What the exercise asks –
Retype all the entries word for word, but omit the pictures.

Records from a data collection –
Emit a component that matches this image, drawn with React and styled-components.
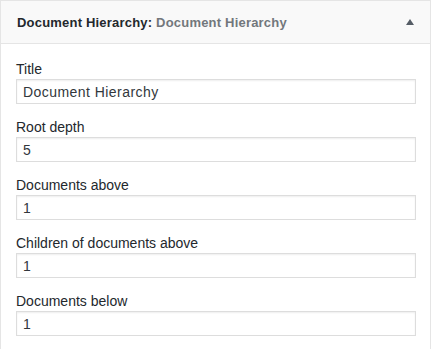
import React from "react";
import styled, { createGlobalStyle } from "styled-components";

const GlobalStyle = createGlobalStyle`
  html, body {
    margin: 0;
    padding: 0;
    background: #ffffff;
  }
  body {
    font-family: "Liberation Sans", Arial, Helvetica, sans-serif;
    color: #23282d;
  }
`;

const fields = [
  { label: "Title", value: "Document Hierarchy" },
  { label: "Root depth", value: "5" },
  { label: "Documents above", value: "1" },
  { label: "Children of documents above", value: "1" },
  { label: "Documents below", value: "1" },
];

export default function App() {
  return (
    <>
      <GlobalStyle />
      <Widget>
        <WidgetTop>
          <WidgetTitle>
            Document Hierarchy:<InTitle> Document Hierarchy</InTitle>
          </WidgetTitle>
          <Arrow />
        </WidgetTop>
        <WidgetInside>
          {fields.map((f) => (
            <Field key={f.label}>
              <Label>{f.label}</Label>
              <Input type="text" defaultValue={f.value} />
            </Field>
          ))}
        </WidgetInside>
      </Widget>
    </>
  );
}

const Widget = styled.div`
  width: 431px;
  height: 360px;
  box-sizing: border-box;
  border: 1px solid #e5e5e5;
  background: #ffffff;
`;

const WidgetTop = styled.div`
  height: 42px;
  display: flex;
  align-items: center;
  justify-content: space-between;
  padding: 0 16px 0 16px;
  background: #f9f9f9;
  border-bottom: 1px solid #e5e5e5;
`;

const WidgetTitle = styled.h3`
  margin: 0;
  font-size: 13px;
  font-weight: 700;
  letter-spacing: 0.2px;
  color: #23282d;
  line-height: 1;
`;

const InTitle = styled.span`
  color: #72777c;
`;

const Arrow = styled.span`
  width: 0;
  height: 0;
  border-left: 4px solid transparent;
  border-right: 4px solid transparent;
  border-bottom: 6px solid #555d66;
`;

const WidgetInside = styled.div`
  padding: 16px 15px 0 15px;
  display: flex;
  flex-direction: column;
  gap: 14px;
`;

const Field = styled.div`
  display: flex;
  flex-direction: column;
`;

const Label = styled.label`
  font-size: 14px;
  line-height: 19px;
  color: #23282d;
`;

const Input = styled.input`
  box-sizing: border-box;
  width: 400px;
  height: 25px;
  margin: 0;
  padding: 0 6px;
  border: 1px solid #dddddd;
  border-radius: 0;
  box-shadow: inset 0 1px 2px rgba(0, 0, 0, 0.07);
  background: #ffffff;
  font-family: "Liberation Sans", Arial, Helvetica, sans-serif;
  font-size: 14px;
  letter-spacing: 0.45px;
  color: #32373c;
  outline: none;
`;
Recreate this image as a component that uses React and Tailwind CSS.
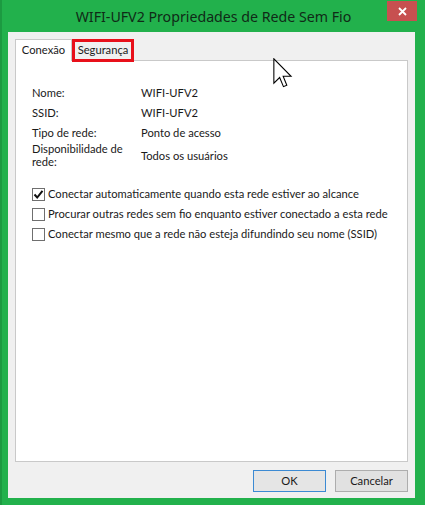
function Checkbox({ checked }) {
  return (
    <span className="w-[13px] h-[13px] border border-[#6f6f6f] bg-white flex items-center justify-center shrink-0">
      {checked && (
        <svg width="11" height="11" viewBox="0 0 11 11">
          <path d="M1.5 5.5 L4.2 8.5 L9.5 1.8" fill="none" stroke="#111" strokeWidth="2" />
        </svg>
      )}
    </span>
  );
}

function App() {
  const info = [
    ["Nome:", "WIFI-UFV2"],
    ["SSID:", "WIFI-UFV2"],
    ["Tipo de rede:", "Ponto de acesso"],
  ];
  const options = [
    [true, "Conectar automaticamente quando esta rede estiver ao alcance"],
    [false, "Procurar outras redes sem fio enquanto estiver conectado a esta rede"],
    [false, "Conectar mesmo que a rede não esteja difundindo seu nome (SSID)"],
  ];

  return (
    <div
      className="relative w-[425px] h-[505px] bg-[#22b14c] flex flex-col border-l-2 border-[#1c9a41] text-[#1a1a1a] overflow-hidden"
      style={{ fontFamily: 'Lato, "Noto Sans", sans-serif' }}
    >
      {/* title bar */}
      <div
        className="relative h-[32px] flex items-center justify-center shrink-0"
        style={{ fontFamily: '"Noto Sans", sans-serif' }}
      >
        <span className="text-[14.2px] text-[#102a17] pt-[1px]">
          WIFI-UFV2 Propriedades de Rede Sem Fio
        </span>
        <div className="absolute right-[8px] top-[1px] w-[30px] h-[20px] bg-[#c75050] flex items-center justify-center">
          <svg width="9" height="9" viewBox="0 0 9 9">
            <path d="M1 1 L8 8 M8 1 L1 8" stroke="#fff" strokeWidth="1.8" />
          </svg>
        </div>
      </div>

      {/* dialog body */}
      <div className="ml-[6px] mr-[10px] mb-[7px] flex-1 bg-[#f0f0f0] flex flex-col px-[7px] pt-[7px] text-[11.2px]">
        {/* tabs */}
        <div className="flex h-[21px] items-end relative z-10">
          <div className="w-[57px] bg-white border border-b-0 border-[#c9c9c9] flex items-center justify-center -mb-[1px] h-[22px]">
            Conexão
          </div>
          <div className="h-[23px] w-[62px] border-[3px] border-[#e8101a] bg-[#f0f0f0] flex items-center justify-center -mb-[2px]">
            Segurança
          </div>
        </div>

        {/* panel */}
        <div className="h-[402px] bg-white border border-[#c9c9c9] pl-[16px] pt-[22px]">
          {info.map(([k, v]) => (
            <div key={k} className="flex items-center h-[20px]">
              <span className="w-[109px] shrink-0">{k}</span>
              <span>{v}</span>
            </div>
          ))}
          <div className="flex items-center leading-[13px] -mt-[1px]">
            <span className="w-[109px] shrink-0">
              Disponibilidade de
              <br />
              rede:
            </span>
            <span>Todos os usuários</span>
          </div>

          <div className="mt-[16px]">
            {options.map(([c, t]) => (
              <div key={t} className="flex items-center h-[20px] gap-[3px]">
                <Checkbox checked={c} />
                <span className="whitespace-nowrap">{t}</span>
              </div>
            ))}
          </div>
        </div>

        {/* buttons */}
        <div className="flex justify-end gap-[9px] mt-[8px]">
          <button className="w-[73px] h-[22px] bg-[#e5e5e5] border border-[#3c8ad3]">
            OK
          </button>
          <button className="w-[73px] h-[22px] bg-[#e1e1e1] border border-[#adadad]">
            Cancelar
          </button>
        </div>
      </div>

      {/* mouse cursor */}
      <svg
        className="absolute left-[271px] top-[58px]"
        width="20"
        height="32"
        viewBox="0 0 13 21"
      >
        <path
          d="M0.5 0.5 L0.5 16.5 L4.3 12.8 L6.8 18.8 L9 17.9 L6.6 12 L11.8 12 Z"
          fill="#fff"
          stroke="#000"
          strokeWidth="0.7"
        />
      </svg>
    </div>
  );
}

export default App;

Response –
Emit a component that matches this image, drawn with React and styled-components.
import React from "react";
import styled, { createGlobalStyle } from "styled-components";

const GlobalStyle = createGlobalStyle`
  html, body {
    margin: 0;
    padding: 0;
    background: #ffffff;
  }
  body {
    font-family: "Liberation Sans", Arial, Helvetica, sans-serif;
    color: #23282d;
  }
`;

const fields = [
  { label: "Title", value: "Document Hierarchy" },
  { label: "Root depth", value: "5" },
  { label: "Documents above", value: "1" },
  { label: "Children of documents above", value: "1" },
  { label: "Documents below", value: "1" },
];

export default function App() {
  return (
    <>
      <GlobalStyle />
      <Widget>
        <WidgetTop>
          <WidgetTitle>
            Document Hierarchy:<InTitle> Document Hierarchy</InTitle>
          </WidgetTitle>
          <Arrow />
        </WidgetTop>
        <WidgetInside>
          {fields.map((f) => (
            <Field key={f.label}>
              <Label>{f.label}</Label>
              <Input type="text" defaultValue={f.value} />
            </Field>
          ))}
        </WidgetInside>
      </Widget>
    </>
  );
}

const Widget = styled.div`
  width: 431px;
  height: 360px;
  box-sizing: border-box;
  border: 1px solid #e5e5e5;
  background: #ffffff;
`;

const WidgetTop = styled.div`
  height: 42px;
  display: flex;
  align-items: center;
  justify-content: space-between;
  padding: 0 16px 0 16px;
  background: #f9f9f9;
  border-bottom: 1px solid #e5e5e5;
`;

const WidgetTitle = styled.h3`
  margin: 0;
  font-size: 13px;
  font-weight: 700;
  letter-spacing: 0.2px;
  color: #23282d;
  line-height: 1;
`;

const InTitle = styled.span`
  color: #72777c;
`;

const Arrow = styled.span`
  width: 0;
  height: 0;
  border-left: 4px solid transparent;
  border-right: 4px solid transparent;
  border-bottom: 6px solid #555d66;
`;

const WidgetInside = styled.div`
  padding: 16px 15px 0 15px;
  display: flex;
  flex-direction: column;
  gap: 14px;
`;

const Field = styled.div`
  display: flex;
  flex-direction: column;
`;

const Label = styled.label`
  font-size: 14px;
  line-height: 19px;
  color: #23282d;
`;

const Input = styled.input`
  box-sizing: border-box;
  width: 400px;
  height: 25px;
  margin: 0;
  padding: 0 6px;
  border: 1px solid #dddddd;
  border-radius: 0;
  box-shadow: inset 0 1px 2px rgba(0, 0, 0, 0.07);
  background: #ffffff;
  font-family: "Liberation Sans", Arial, Helvetica, sans-serif;
  font-size: 14px;
  letter-spacing: 0.45px;
  color: #32373c;
  outline: none;
`;
Recreate this image as a component that uses React and Tailwind CSS.
function Checkbox({ checked }) {
  return (
    <span className="w-[13px] h-[13px] border border-[#6f6f6f] bg-white flex items-center justify-center shrink-0">
      {checked && (
        <svg width="11" height="11" viewBox="0 0 11 11">
          <path d="M1.5 5.5 L4.2 8.5 L9.5 1.8" fill="none" stroke="#111" strokeWidth="2" />
        </svg>
      )}
    </span>
  );
}

function App() {
  const info = [
    ["Nome:", "WIFI-UFV2"],
    ["SSID:", "WIFI-UFV2"],
    ["Tipo de rede:", "Ponto de acesso"],
  ];
  const options = [
    [true, "Conectar automaticamente quando esta rede estiver ao alcance"],
    [false, "Procurar outras redes sem fio enquanto estiver conectado a esta rede"],
    [false, "Conectar mesmo que a rede não esteja difundindo seu nome (SSID)"],
  ];

  return (
    <div
      className="relative w-[425px] h-[505px] bg-[#22b14c] flex flex-col border-l-2 border-[#1c9a41] text-[#1a1a1a] overflow-hidden"
      style={{ fontFamily: 'Lato, "Noto Sans", sans-serif' }}
    >
      {/* title bar */}
      <div
        className="relative h-[32px] flex items-center justify-center shrink-0"
        style={{ fontFamily: '"Noto Sans", sans-serif' }}
      >
        <span className="text-[14.2px] text-[#102a17] pt-[1px]">
          WIFI-UFV2 Propriedades de Rede Sem Fio
        </span>
        <div className="absolute right-[8px] top-[1px] w-[30px] h-[20px] bg-[#c75050] flex items-center justify-center">
          <svg width="9" height="9" viewBox="0 0 9 9">
            <path d="M1 1 L8 8 M8 1 L1 8" stroke="#fff" strokeWidth="1.8" />
          </svg>
        </div>
      </div>

      {/* dialog body */}
      <div className="ml-[6px] mr-[10px] mb-[7px] flex-1 bg-[#f0f0f0] flex flex-col px-[7px] pt-[7px] text-[11.2px]">
        {/* tabs */}
        <div className="flex h-[21px] items-end relative z-10">
          <div className="w-[57px] bg-white border border-b-0 border-[#c9c9c9] flex items-center justify-center -mb-[1px] h-[22px]">
            Conexão
          </div>
          <div className="h-[23px] w-[62px] border-[3px] border-[#e8101a] bg-[#f0f0f0] flex items-center justify-center -mb-[2px]">
            Segurança
          </div>
        </div>

        {/* panel */}
        <div className="h-[402px] bg-white border border-[#c9c9c9] pl-[16px] pt-[22px]">
          {info.map(([k, v]) => (
            <div key={k} className="flex items-center h-[20px]">
              <span className="w-[109px] shrink-0">{k}</span>
              <span>{v}</span>
            </div>
          ))}
          <div className="flex items-center leading-[13px] -mt-[1px]">
            <span className="w-[109px] shrink-0">
              Disponibilidade de
              <br />
              rede:
            </span>
            <span>Todos os usuários</span>
          </div>

          <div className="mt-[16px]">
            {options.map(([c, t]) => (
              <div key={t} className="flex items-center h-[20px] gap-[3px]">
                <Checkbox checked={c} />
                <span className="whitespace-nowrap">{t}</span>
              </div>
            ))}
          </div>
        </div>

        {/* buttons */}
        <div className="flex justify-end gap-[9px] mt-[8px]">
          <button className="w-[73px] h-[22px] bg-[#e5e5e5] border border-[#3c8ad3]">
            OK
          </button>
          <button className="w-[73px] h-[22px] bg-[#e1e1e1] border border-[#adadad]">
            Cancelar
          </button>
        </div>
      </div>

      {/* mouse cursor */}
      <svg
        className="absolute left-[271px] top-[58px]"
        width="20"
        height="32"
        viewBox="0 0 13 21"
      >
        <path
          d="M0.5 0.5 L0.5 16.5 L4.3 12.8 L6.8 18.8 L9 17.9 L6.6 12 L11.8 12 Z"
          fill="#fff"
          stroke="#000"
          strokeWidth="0.7"
        />
      </svg>
    </div>
  );
}

export default App;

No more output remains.